RAW DATA ::

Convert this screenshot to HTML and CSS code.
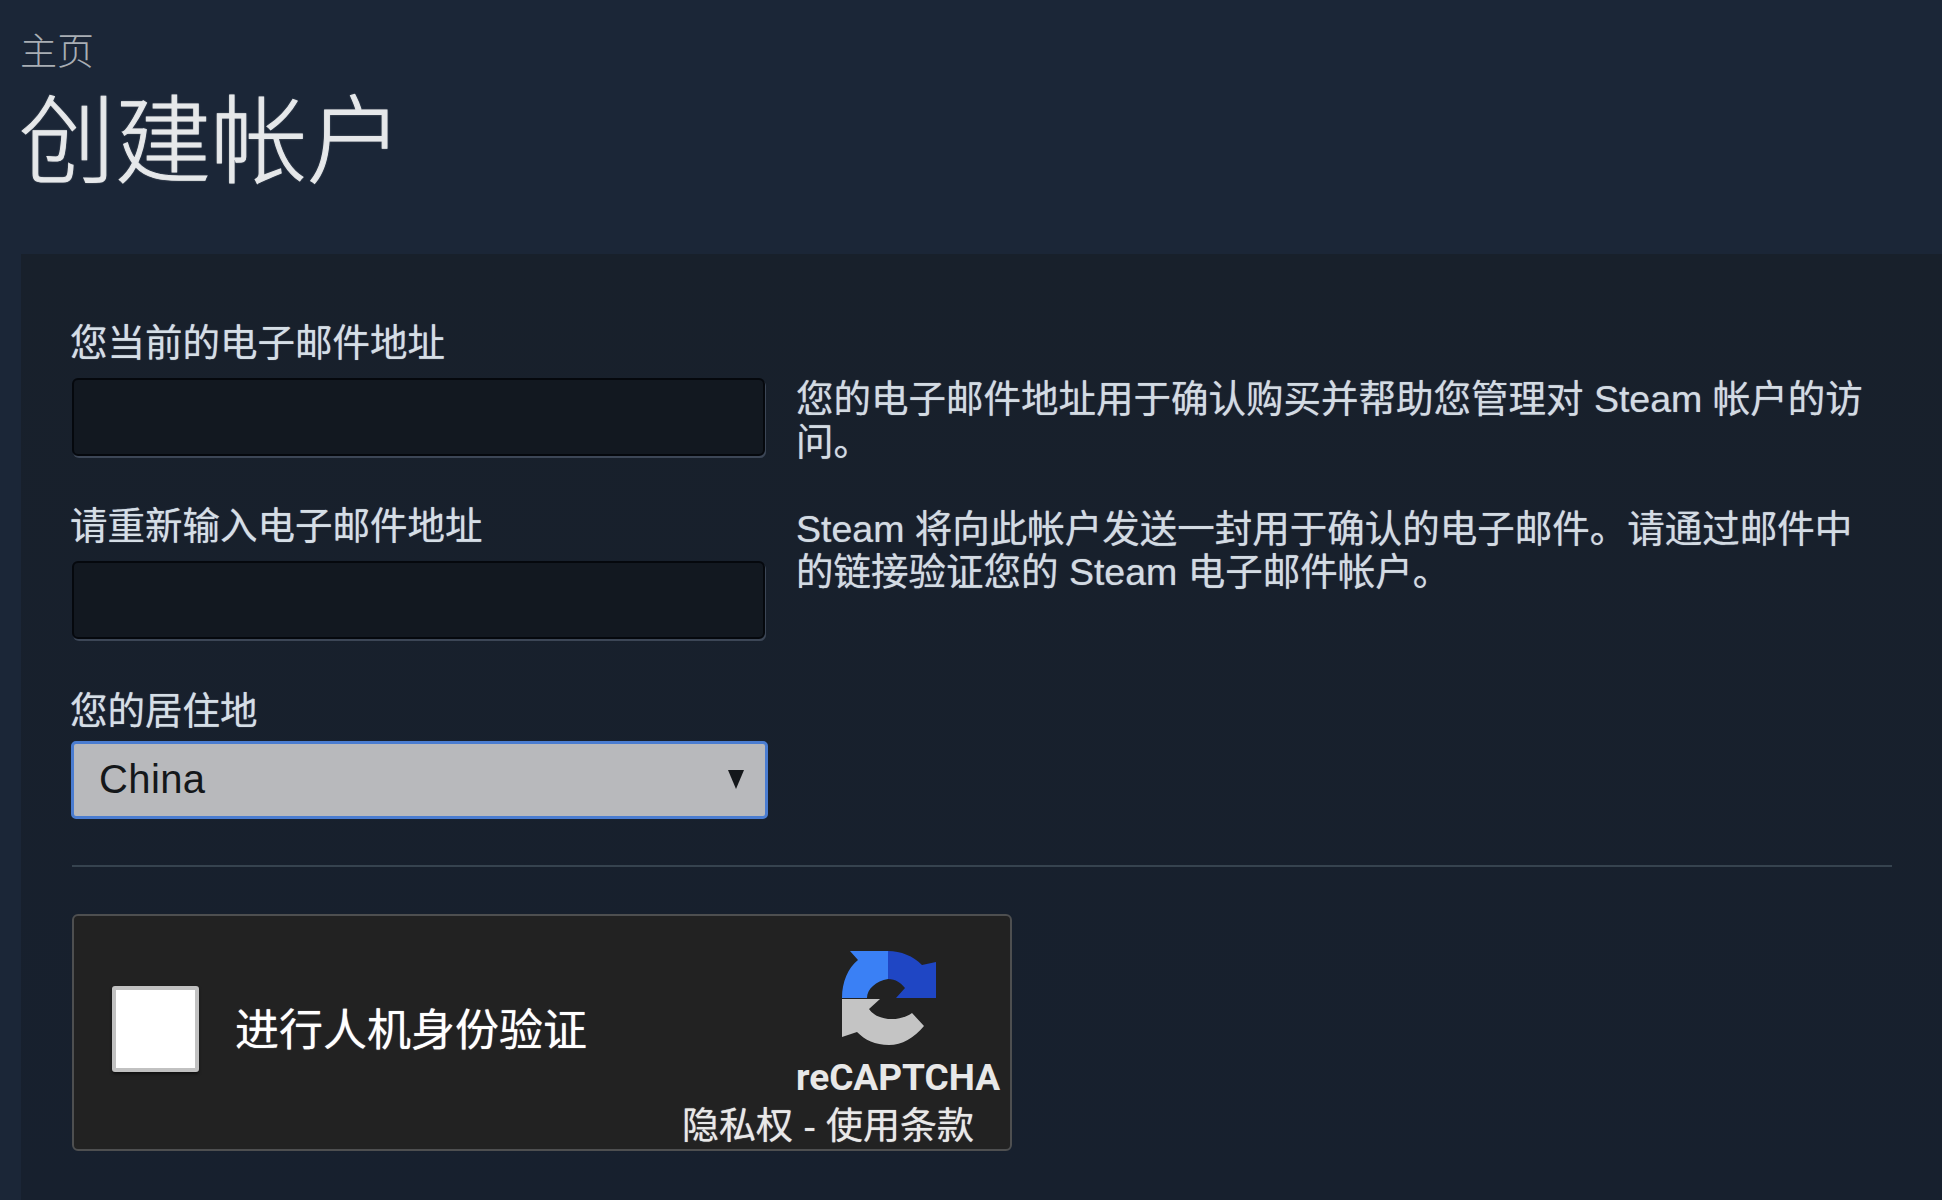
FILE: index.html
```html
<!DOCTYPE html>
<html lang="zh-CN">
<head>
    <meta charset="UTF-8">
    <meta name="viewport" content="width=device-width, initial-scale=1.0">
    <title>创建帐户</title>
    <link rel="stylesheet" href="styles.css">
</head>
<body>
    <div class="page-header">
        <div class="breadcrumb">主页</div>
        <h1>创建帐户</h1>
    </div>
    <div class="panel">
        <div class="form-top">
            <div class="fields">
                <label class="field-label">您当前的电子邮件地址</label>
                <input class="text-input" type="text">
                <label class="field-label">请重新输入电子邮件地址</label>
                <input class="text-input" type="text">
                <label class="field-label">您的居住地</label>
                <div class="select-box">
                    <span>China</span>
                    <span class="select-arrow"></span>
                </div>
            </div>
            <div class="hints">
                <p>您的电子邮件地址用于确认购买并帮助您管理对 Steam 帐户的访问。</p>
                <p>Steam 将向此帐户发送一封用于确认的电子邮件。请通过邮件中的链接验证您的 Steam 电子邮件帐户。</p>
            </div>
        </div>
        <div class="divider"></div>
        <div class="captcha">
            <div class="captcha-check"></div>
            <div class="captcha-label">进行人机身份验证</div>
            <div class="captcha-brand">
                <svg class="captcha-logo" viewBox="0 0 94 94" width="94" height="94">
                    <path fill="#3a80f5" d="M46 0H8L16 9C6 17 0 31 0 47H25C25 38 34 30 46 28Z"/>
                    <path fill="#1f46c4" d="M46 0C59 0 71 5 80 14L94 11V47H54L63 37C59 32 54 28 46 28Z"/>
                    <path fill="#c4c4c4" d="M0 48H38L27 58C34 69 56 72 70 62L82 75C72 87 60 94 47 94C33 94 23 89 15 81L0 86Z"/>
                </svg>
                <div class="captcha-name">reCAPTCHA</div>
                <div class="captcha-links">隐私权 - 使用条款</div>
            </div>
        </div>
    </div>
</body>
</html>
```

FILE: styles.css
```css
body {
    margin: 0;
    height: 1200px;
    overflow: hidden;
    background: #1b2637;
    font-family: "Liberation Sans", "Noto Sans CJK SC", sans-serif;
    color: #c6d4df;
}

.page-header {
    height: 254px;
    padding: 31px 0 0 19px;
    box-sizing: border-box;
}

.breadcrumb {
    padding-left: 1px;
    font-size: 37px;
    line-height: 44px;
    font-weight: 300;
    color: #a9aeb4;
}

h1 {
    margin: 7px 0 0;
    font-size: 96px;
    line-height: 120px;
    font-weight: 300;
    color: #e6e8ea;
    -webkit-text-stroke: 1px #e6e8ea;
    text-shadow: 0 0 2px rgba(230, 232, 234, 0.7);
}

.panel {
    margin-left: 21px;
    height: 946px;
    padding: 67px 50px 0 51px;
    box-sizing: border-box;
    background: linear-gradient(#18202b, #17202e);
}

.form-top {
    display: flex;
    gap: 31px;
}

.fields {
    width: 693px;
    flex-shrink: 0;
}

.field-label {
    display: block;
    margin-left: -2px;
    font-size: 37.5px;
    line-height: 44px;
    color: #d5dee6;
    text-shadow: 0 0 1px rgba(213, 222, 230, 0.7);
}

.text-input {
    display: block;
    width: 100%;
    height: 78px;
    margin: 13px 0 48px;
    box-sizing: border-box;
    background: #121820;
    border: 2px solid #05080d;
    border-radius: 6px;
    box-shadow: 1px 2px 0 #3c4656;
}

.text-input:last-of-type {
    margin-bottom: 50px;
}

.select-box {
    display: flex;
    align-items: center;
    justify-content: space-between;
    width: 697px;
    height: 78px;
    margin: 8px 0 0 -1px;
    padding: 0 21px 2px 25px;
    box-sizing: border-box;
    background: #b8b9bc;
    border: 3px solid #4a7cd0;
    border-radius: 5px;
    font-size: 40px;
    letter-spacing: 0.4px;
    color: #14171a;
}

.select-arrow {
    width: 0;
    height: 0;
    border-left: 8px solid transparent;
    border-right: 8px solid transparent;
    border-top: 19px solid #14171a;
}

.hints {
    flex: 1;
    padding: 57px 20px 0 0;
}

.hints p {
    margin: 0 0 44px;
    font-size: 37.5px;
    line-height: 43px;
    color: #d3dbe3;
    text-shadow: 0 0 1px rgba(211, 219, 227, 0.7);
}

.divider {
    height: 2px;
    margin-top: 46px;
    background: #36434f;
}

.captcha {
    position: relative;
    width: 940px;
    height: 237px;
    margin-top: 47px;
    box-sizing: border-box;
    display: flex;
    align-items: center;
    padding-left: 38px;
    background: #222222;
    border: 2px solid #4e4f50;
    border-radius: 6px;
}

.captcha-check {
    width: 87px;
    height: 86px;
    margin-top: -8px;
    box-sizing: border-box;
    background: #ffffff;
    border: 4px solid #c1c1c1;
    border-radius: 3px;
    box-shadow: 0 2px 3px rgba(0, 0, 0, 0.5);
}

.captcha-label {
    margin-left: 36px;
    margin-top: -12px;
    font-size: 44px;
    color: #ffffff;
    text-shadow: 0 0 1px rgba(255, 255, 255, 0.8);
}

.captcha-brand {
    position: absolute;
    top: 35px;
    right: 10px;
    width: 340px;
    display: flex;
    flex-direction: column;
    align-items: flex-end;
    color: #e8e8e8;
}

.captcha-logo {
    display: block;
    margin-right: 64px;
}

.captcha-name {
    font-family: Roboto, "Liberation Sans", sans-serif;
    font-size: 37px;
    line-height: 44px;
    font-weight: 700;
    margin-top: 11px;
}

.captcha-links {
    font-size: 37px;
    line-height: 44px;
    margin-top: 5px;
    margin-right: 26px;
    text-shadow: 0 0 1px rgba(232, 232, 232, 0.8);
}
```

WHAT YOU WILL DO ::
Reproduce the full listing above verbatim, with no pictures included.

REPLY ::
Convert this screenshot to HTML and CSS code.
FILE: index.html
```html
<!DOCTYPE html>
<html lang="zh-CN">
<head>
    <meta charset="UTF-8">
    <meta name="viewport" content="width=device-width, initial-scale=1.0">
    <title>创建帐户</title>
    <link rel="stylesheet" href="styles.css">
</head>
<body>
    <div class="page-header">
        <div class="breadcrumb">主页</div>
        <h1>创建帐户</h1>
    </div>
    <div class="panel">
        <div class="form-top">
            <div class="fields">
                <label class="field-label">您当前的电子邮件地址</label>
                <input class="text-input" type="text">
                <label class="field-label">请重新输入电子邮件地址</label>
                <input class="text-input" type="text">
                <label class="field-label">您的居住地</label>
                <div class="select-box">
                    <span>China</span>
                    <span class="select-arrow"></span>
                </div>
            </div>
            <div class="hints">
                <p>您的电子邮件地址用于确认购买并帮助您管理对 Steam 帐户的访问。</p>
                <p>Steam 将向此帐户发送一封用于确认的电子邮件。请通过邮件中的链接验证您的 Steam 电子邮件帐户。</p>
            </div>
        </div>
        <div class="divider"></div>
        <div class="captcha">
            <div class="captcha-check"></div>
            <div class="captcha-label">进行人机身份验证</div>
            <div class="captcha-brand">
                <svg class="captcha-logo" viewBox="0 0 94 94" width="94" height="94">
                    <path fill="#3a80f5" d="M46 0H8L16 9C6 17 0 31 0 47H25C25 38 34 30 46 28Z"/>
                    <path fill="#1f46c4" d="M46 0C59 0 71 5 80 14L94 11V47H54L63 37C59 32 54 28 46 28Z"/>
                    <path fill="#c4c4c4" d="M0 48H38L27 58C34 69 56 72 70 62L82 75C72 87 60 94 47 94C33 94 23 89 15 81L0 86Z"/>
                </svg>
                <div class="captcha-name">reCAPTCHA</div>
                <div class="captcha-links">隐私权 - 使用条款</div>
            </div>
        </div>
    </div>
</body>
</html>
```

FILE: styles.css
```css
body {
    margin: 0;
    height: 1200px;
    overflow: hidden;
    background: #1b2637;
    font-family: "Liberation Sans", "Noto Sans CJK SC", sans-serif;
    color: #c6d4df;
}

.page-header {
    height: 254px;
    padding: 31px 0 0 19px;
    box-sizing: border-box;
}

.breadcrumb {
    padding-left: 1px;
    font-size: 37px;
    line-height: 44px;
    font-weight: 300;
    color: #a9aeb4;
}

h1 {
    margin: 7px 0 0;
    font-size: 96px;
    line-height: 120px;
    font-weight: 300;
    color: #e6e8ea;
    -webkit-text-stroke: 1px #e6e8ea;
    text-shadow: 0 0 2px rgba(230, 232, 234, 0.7);
}

.panel {
    margin-left: 21px;
    height: 946px;
    padding: 67px 50px 0 51px;
    box-sizing: border-box;
    background: linear-gradient(#18202b, #17202e);
}

.form-top {
    display: flex;
    gap: 31px;
}

.fields {
    width: 693px;
    flex-shrink: 0;
}

.field-label {
    display: block;
    margin-left: -2px;
    font-size: 37.5px;
    line-height: 44px;
    color: #d5dee6;
    text-shadow: 0 0 1px rgba(213, 222, 230, 0.7);
}

.text-input {
    display: block;
    width: 100%;
    height: 78px;
    margin: 13px 0 48px;
    box-sizing: border-box;
    background: #121820;
    border: 2px solid #05080d;
    border-radius: 6px;
    box-shadow: 1px 2px 0 #3c4656;
}

.text-input:last-of-type {
    margin-bottom: 50px;
}

.select-box {
    display: flex;
    align-items: center;
    justify-content: space-between;
    width: 697px;
    height: 78px;
    margin: 8px 0 0 -1px;
    padding: 0 21px 2px 25px;
    box-sizing: border-box;
    background: #b8b9bc;
    border: 3px solid #4a7cd0;
    border-radius: 5px;
    font-size: 40px;
    letter-spacing: 0.4px;
    color: #14171a;
}

.select-arrow {
    width: 0;
    height: 0;
    border-left: 8px solid transparent;
    border-right: 8px solid transparent;
    border-top: 19px solid #14171a;
}

.hints {
    flex: 1;
    padding: 57px 20px 0 0;
}

.hints p {
    margin: 0 0 44px;
    font-size: 37.5px;
    line-height: 43px;
    color: #d3dbe3;
    text-shadow: 0 0 1px rgba(211, 219, 227, 0.7);
}

.divider {
    height: 2px;
    margin-top: 46px;
    background: #36434f;
}

.captcha {
    position: relative;
    width: 940px;
    height: 237px;
    margin-top: 47px;
    box-sizing: border-box;
    display: flex;
    align-items: center;
    padding-left: 38px;
    background: #222222;
    border: 2px solid #4e4f50;
    border-radius: 6px;
}

.captcha-check {
    width: 87px;
    height: 86px;
    margin-top: -8px;
    box-sizing: border-box;
    background: #ffffff;
    border: 4px solid #c1c1c1;
    border-radius: 3px;
    box-shadow: 0 2px 3px rgba(0, 0, 0, 0.5);
}

.captcha-label {
    margin-left: 36px;
    margin-top: -12px;
    font-size: 44px;
    color: #ffffff;
    text-shadow: 0 0 1px rgba(255, 255, 255, 0.8);
}

.captcha-brand {
    position: absolute;
    top: 35px;
    right: 10px;
    width: 340px;
    display: flex;
    flex-direction: column;
    align-items: flex-end;
    color: #e8e8e8;
}

.captcha-logo {
    display: block;
    margin-right: 64px;
}

.captcha-name {
    font-family: Roboto, "Liberation Sans", sans-serif;
    font-size: 37px;
    line-height: 44px;
    font-weight: 700;
    margin-top: 11px;
}

.captcha-links {
    font-size: 37px;
    line-height: 44px;
    margin-top: 5px;
    margin-right: 26px;
    text-shadow: 0 0 1px rgba(232, 232, 232, 0.8);
}
```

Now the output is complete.